Records for processing:
----

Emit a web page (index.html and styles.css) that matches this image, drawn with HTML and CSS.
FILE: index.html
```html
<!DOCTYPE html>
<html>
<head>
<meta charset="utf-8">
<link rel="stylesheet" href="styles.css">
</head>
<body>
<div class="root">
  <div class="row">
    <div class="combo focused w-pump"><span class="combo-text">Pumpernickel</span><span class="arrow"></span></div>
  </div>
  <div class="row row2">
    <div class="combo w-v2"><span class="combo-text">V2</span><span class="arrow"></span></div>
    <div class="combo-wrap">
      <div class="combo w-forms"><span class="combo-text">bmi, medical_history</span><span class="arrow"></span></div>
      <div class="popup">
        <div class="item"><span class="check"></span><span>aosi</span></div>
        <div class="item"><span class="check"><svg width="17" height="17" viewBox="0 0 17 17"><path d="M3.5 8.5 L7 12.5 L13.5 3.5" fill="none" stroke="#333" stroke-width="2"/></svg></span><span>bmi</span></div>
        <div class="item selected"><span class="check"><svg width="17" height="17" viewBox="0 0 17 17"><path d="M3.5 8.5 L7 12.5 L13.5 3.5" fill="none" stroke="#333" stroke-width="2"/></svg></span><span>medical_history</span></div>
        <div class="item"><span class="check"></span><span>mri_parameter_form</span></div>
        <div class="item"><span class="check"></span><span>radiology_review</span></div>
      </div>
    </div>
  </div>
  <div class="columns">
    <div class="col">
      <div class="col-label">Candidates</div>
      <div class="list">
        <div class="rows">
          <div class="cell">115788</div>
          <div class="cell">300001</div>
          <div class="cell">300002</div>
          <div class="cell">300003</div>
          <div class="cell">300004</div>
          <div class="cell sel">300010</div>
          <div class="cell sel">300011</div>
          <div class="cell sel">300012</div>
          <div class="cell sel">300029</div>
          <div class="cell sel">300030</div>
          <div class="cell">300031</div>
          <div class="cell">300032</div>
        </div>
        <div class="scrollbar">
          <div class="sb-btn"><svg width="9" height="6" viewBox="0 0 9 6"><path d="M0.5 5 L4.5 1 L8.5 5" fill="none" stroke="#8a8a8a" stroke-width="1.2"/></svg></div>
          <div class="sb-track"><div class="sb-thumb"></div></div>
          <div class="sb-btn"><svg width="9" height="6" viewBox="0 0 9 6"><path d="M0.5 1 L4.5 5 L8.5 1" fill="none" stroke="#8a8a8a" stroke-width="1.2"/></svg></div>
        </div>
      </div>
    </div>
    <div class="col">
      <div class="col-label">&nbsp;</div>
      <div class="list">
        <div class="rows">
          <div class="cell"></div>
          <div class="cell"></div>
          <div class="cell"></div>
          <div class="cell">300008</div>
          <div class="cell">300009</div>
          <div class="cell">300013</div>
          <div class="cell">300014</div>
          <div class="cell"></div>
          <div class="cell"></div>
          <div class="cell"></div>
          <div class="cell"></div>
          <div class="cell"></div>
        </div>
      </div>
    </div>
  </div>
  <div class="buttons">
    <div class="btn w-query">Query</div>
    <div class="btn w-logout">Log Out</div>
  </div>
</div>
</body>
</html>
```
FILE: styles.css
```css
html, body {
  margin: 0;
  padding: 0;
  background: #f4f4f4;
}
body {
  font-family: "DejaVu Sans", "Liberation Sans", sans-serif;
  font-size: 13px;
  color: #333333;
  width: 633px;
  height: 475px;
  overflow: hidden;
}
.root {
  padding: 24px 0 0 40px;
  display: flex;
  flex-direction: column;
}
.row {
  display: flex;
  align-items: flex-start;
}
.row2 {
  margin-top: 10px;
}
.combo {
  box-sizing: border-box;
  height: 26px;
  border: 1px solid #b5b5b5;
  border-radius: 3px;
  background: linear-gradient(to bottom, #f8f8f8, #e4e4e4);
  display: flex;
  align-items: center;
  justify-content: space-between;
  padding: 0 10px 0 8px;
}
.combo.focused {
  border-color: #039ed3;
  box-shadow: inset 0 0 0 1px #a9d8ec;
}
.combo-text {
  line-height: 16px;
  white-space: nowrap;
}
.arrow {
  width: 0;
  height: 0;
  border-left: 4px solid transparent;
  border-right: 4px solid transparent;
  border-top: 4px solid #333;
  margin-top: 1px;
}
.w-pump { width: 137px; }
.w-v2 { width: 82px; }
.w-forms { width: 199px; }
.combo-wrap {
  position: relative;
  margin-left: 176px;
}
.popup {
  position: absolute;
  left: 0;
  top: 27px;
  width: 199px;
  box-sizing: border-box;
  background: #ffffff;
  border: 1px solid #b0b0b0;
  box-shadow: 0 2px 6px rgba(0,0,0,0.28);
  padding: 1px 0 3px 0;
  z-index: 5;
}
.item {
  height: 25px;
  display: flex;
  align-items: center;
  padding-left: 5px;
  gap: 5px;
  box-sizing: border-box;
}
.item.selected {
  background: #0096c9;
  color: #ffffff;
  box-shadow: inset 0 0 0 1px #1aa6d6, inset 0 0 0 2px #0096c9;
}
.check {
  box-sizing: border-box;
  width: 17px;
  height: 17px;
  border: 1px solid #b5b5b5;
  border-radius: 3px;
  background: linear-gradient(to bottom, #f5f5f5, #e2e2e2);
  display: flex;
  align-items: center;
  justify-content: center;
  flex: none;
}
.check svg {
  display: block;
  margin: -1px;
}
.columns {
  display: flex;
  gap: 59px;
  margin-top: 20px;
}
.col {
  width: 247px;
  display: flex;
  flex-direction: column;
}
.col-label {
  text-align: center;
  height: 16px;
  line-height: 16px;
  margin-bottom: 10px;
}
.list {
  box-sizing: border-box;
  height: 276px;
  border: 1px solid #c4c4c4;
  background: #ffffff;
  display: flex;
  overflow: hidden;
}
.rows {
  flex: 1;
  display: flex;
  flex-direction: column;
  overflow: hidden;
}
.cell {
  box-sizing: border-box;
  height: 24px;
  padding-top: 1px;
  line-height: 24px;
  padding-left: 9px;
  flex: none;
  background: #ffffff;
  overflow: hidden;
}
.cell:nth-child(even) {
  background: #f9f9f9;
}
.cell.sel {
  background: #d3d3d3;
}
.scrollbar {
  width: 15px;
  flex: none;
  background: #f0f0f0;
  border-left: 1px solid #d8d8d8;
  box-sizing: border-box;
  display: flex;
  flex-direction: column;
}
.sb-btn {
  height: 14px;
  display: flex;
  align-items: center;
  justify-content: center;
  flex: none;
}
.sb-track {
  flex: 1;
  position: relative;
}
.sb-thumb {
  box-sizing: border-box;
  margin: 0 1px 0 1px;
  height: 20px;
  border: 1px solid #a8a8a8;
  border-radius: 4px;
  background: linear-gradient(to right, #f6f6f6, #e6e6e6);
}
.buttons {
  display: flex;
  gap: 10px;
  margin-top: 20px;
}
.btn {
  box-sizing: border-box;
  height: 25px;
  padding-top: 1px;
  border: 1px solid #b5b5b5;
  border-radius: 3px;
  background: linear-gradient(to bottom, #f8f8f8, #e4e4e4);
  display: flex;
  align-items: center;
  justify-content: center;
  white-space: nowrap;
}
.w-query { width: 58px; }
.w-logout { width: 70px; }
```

----

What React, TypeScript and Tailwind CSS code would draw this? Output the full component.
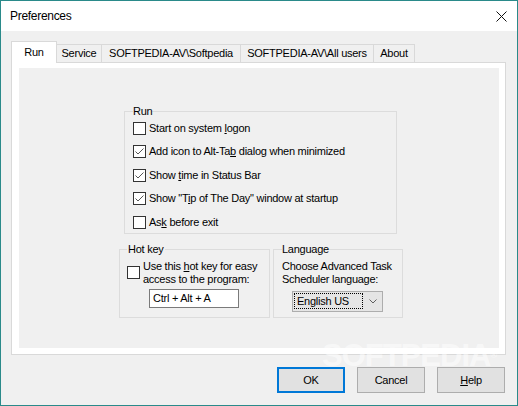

----

Requirement:
Looking at the data above, show all lines where the word "index" occurs.

Answer to the task:
Emit a web page (index.html and styles.css) that matches this image, drawn with HTML and CSS.
FILE: index.html
  z-index: 5;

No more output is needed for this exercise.